Naquele tempo eu dirigia o velho e querido Liceu Piauiense, hoje Colégio Estadual Zacarias de Góis. Tempo das férias de julho, o descanso necessário e benfazejo depois das árduas atividades do magistério. Tomei o DC-3 da Cruzeiro do Sul, de duas hélices, que saia de Teresina manhãzinha ainda e pousava no Aeroporto Santos Dumont, do Rio, pelas 5 ou 6 horas da tarde. Viagem chata, enfadonha, por Bom Jesus da Lapa e Salvador, na Bahia, Montes Claros, em minas, Vitória do Espírito Santo. Uns cinco dias depois, correndo a longa Via Dutra, asfaltada, a estrada mais famosa do Brasil nesses tempos de calmaria republicana. No dia seguinte ao da chegada à capital paulista, num dos jornais encontrei a notícia dramática, a do choque de veículos na estrada Teresina-Altos, com a morte de muita gente.

Quando regressei a esta cidade do meu xodó, conheci os pormenores da tragédia que me foi contada pelo saudoso amigo José Vieira Chaves.
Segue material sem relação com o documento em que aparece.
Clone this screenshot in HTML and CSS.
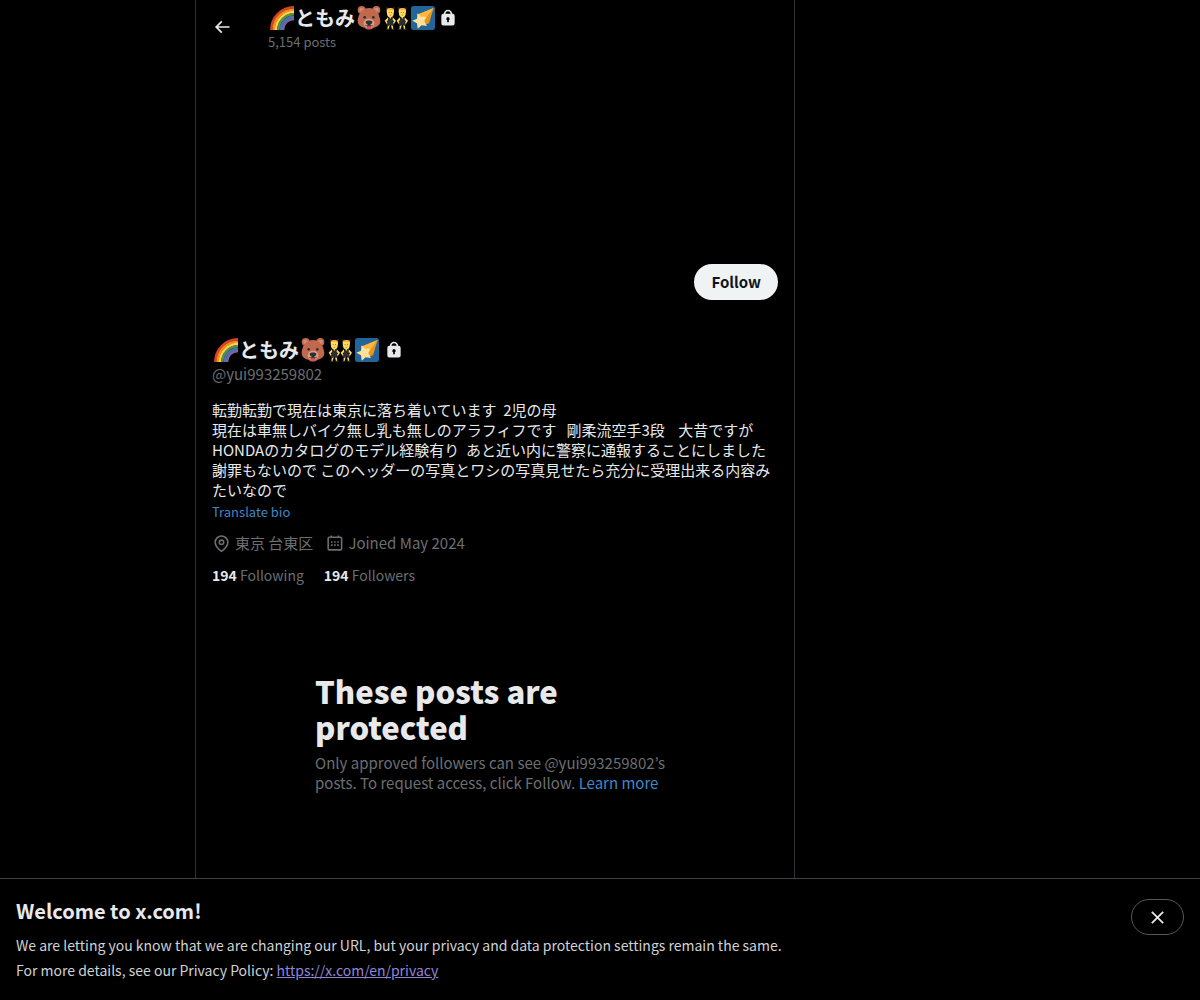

Era um sábado, dia 13 de julho de 1957. Manhã e tarde tranqüilas nesta Chapada do Corisco. Pouco movimento de carro, pois havia poucos carros. Ainda estava distante o sistema de financiamento, para liquidar mais ainda a depauperada classe média. Bares e botecos, como de costume, com os seus costumeiros fregueses de cerveja e aperitivos. Adolescentes e moços em férias escolares. Os namorados já se preparavam para as sessões cinematográficas no 4 de Setembro e no Rex. Nada perturbava a calmíssima Teresina de trinta anos atrás. O sol já tinha morrido, quando chegou a notícia da tragédia espantosa: pavoroso choque de veículos na estrada de Altos, na distância de trinta e seis quilômetros desta capital. Comentava-se que mais de vinte morreram no local e era impressionante o número de feridos. Pouco tempo depois, o Hospital Getúlio Vargas se transformava numa hospedaria de dores e de angústias, de lágrimas e de desespero. A multidão ali estava, aturdida, emocionada, comovida, comungando o sofrimento das vítimas e seus familiares.

As notícias começaram a chegar. O ônibus MARIMBÁ, de propriedade de Joca Lopes (João de Deus Lopes), vinha de Parnaíba. Viagem normal. Depois de Altos, uns cinco ou seis quilômetros da cidade, no rumo de Teresina, houve o choque formidável com um caminhão Ford, carregado de carvão e madeira, de propriedade de José Cândido Porto - e o local se transformou em cenário dantesco. Mais de duas dezenas de mortos, uns vinte feridos. A tragédia enlutaria muitas famílias, de Teresina, de cidades interioranas e ainda de outras cidades brasileiras.

A estrada de Teresina a Altos não era asfaltada, como hoje, mas de piçarra.

Tempo de verão, os carros em trânsito produziam nuvens de poeira avermelhada, que não permitiam visibilidade aos motoristas que viajavam no mesmo sentido. O pó cobria tudo.

Daqui para Altos seguiam dois veículos. Pequena a distância entre os dois.

Natural que o chofer do carro de trás, para se ver livre da terrível poeira, procurasse ultrapassar o carro da frente. Muitas vezes o motorista do que ia na frente tudo fazia para que o colega não conseguisse cortar a proa, como se diz, justamente com a finalidade de não ficar em situação desvantajosa, passando a vítima do pó infernal.

Essa estrada de Teresina a Altos era um tanto estreita. Os dois carros prosseguiam. O da frente desviou-se um pouco para a direita. Era natural. Em sentido contrário vinha o MARIMBÁ. E o motorista do veículo que ia para Altos deu com o carro para a direita, possibilitando, assim, a passagem tranqüila do ônibus. Mas o motorista do caminhão de madeira, que ia recebendo a importuna poeira do outro, entendeu que o colega estava abrindo terreno para a ultrapassagem. E, sem visibilidade, meteu o caminhão pela esquerda, no justo momento em que o MARIMBÁ emparelhava com o primeiro. Impossível evitar a tragédia assombrosa.

No choque faleceram 22 pessoas. Mais quatro se despediram da vida depois de hospitalizados no Getulio Vargas.

A 4 de setembro de 1958, as mesmas causas provocaram o pavoroso desastre que matou Demerval Lobão Veras e Marcos Santos Parente, candidatos a governador e senador, respectivamente, além de outras personalidades.

O homem criou a máquina. A máquina destrói o homem.